Teaching and Outreach

I am currently teaching MATH 1170 (Calculus for Biologists I) in Fall 2020. See this page for details.

As a graduate student at UC Davis in the mathematics department, I have had the privilege to develop lab sections for a new undergraduate course on differential equations with applications to biology. I was also the lead instructor for the undergraduate course MAT 17C (Calculus for Biology majors). I have also had the opportunity to be involved in many service and outreach opportunities including M-PACT, STEM Cafe, and our AWM student chapter.

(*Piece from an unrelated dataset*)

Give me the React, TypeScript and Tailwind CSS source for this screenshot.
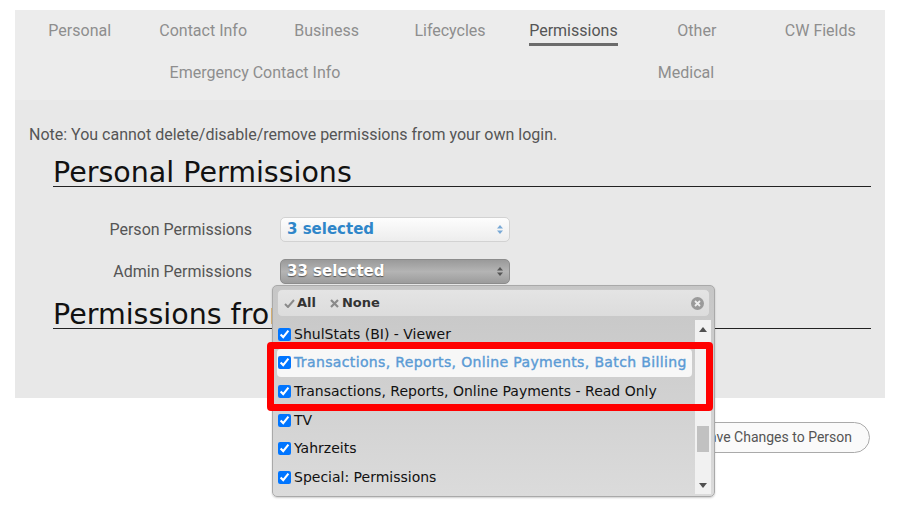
import React from "react";

const tabsTop = ["Personal", "Contact Info", "Business", "Lifecycles", "Permissions", "Other", "CW Fields"];

const adminItems = [
  { label: "ShulStats (BI) - Viewer" },
  { label: "Transactions, Reports, Online Payments, Batch Billing", focused: true },
  { label: "Transactions, Reports, Online Payments - Read Only" },
  { label: "TV" },
  { label: "Yahrzeits" },
  { label: "Special: Permissions" },
];

const SelectArrows: React.FC<{ color: string }> = ({ color }) => (
  <svg width="6" height="9" viewBox="0 0 6 9">
    <path d="M3 0 L6 3.5 H0 Z" fill={color} />
    <path d="M3 9 L6 5.5 H0 Z" fill={color} />
  </svg>
);

const Tab: React.FC<{ label: string; active?: boolean }> = ({ label, active }) => (
  <div className="flex items-center justify-center">
    <span
      className={`pt-[3px] pb-[3px] border-b-[3px] leading-[19px] ${
        active ? "border-[#6b6b6b] text-[#555]" : "border-transparent text-[#8e8e8e]"
      }`}
    >
      {label}
    </span>
  </div>
);

const App: React.FC = () => {
  return (
    <div className="relative min-h-screen bg-white pt-[10px] pl-[15px] font-['Roboto',sans-serif] text-[16px]">
      <div className="w-[870px] bg-[#e8e8e8]">
        {/* tab strip */}
        <nav className="bg-[#ececec] h-[90px] pt-[2px]">
          <div className="grid grid-cols-7 h-[40px] px-[3px]">
            {tabsTop.map((t) => (
              <Tab key={t} label={t} active={t === "Permissions"} />
            ))}
          </div>
          <div className="grid grid-cols-[480px_382px] h-[40px] mt-[2px]">
            <Tab label="Emergency Contact Info" />
            <Tab label="Medical" />
          </div>
        </nav>

        <section className="px-[14px] pt-[23px] pb-[69px]">
          <p className="leading-[24px] text-[#555]">
            Note: You cannot delete/disable/remove permissions from your own login.
          </p>

          <h2 className="ml-[24px] mt-[13px] border-b border-[#222] font-['DejaVu_Sans',sans-serif] text-[28.5px] leading-[26px] text-[#111]">
            Personal Permissions
          </h2>

          <div className="mt-[30px] flex flex-col gap-[17px]">
            <div className="flex items-center h-[25px]">
              <label className="w-[223px] text-right text-[#555]">Person Permissions</label>
              <div className="ml-[28px] w-[230px] h-[25px] flex items-center justify-between pl-[6px] pr-[6px] rounded-[5px] border border-[#d2d2d2] bg-gradient-to-b from-[#fdfdfd] to-[#ededed] font-['DejaVu_Sans',sans-serif] font-bold text-[15px] text-[#2f86c9]">
                <span>3 selected</span>
                <SelectArrows color="#79a9d6" />
              </div>
            </div>
            <div className="flex items-center h-[25px]">
              <label className="w-[223px] text-right text-[#555]">Admin Permissions</label>
              <div className="ml-[28px] w-[230px] h-[25px] flex items-center justify-between pl-[6px] pr-[6px] rounded-[5px] border border-[#8c8c8c] bg-gradient-to-b from-[#9a9a9a] via-[#b4b4b4] to-[#9c9c9c] font-['DejaVu_Sans',sans-serif] font-bold text-[15px] text-white [text-shadow:0_1px_1px_#555]">
                <span>33 selected</span>
                <SelectArrows color="#555" />
              </div>
            </div>
          </div>

          <h2 className="ml-[24px] mt-[18px] border-b border-[#222] font-['DejaVu_Sans',sans-serif] text-[28.5px] leading-[26px] text-[#111]">
            Permissions from Groups
          </h2>
        </section>
      </div>

      <div className="w-[870px] flex justify-end pr-[15px] mt-[24px]">
        <button className="h-[31px] px-[17px] rounded-full border border-[#aaa] bg-[#fafafa] text-[14px] text-[#555]">
          Save Changes to Person
        </button>
      </div>

      {/* open multiselect menu */}
      <div className="absolute left-[272px] top-[285px] w-[443px] h-[212px] flex flex-col rounded-[5px] border border-[#a9a9a9] bg-gradient-to-b from-[#c6c6c6] to-[#dbdbdb] font-['DejaVu_Sans',sans-serif] shadow-[0_1px_2px_rgba(0,0,0,0.2)]">
        <div className="mx-[4px] mt-[3px] h-[28px] flex items-center pl-[6px] pr-[5px] rounded-[5px] border border-[#c9c9c9] bg-gradient-to-b from-[#e4e4e4] to-[#dcdcdc] text-[13px] font-bold text-[#333]">
          <svg width="11" height="9" viewBox="0 0 11 9" className="mr-[2px]">
            <path d="M1 5 L4 8 L10 1" stroke="#8a8a8a" strokeWidth="2" fill="none" />
          </svg>
          <span>All</span>
          <svg width="9" height="9" viewBox="0 0 9 9" className="ml-[14px] mr-[3px]">
            <path d="M1 1 L8 8 M8 1 L1 8" stroke="#8a8a8a" strokeWidth="2.2" />
          </svg>
          <span>None</span>
          <svg width="13" height="13" viewBox="0 0 13 13" className="ml-auto">
            <circle cx="6.5" cy="6.5" r="6.5" fill="#9a9a9a" />
            <path d="M4 4 L9 9 M9 4 L4 9" stroke="#eee" strokeWidth="1.8" />
          </svg>
        </div>
        <div className="flex flex-1 mt-[3px] mb-[2px]">
          <ul className="flex-1 pl-[4px] pr-[3px] overflow-hidden">
            {adminItems.map((item) => (
              <li
                key={item.label}
                className={`h-[28.6px] flex items-center pl-[1px] whitespace-nowrap text-[14px] rounded-[4px] ${
                  item.focused
                    ? "bg-[#f7f7f7] text-[#5b9bd5] tracking-[0.36px] [-webkit-text-stroke:0.4px_#5b9bd5]"
                    : "text-[#111]"
                }`}
              >
                <input
                  type="checkbox"
                  defaultChecked
                  className="m-0 mr-[3px] w-[13px] h-[13px] shrink-0 accent-[#0075ff]"
                />
                <span>{item.label}</span>
              </li>
            ))}
          </ul>
          <div className="w-[16px] mr-[3px] flex flex-col items-center bg-[#f1f1f1]">
            <svg width="8" height="5" viewBox="0 0 8 5" className="mt-[7px]">
              <path d="M4 0 L8 5 H0 Z" fill="#505050" />
            </svg>
            <div className="mt-[94px] w-[12px] h-[26px] bg-[#c1c1c1]" />
            <svg width="8" height="5" viewBox="0 0 8 5" className="mt-auto mb-[6px]">
              <path d="M0 0 H8 L4 5 Z" fill="#505050" />
            </svg>
          </div>
        </div>
      </div>

      {/* highlight frame */}
      <div className="absolute left-[267px] top-[342px] w-[446px] h-[69px] border-[7px] border-[#ff0000] rounded-[4px] pointer-events-none" />
    </div>
  );
};

export default App;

Differential Equations with Applications to Biology

I designed lab sections for this course that go beyond the lectures and give students exposure to the material’s applications to biological and scientific problems. Each week, the lab centers on a differential equations topic from the week’s lecture applied to specific mathematical biology problems: population models in ecology, neural models, modeling mechanical ventillation, Newton’s law of heating and cooling, circadian rhythms, lake pollution, and more. The lab sections do more than just give students exposure to the many applications of differential equations; through the lab write-ups, they develop skills that otherwise aren’t taught in a typical differential equations course. The labs contain a significant amount of MATLAB coding, where students have to either plot their analytic solutions to ODEs or solve them numerically in order to illustrate the dynamics and answer biological questions. The coding portions of these labs are mainly used to develop figures, which students must then explain in words in their lab write-ups. The lab sections thus also develop students’ non-quantitative skills, such as working collaboratively and scientific writing, which I think is an essential part of an advanced mathematics curriculum.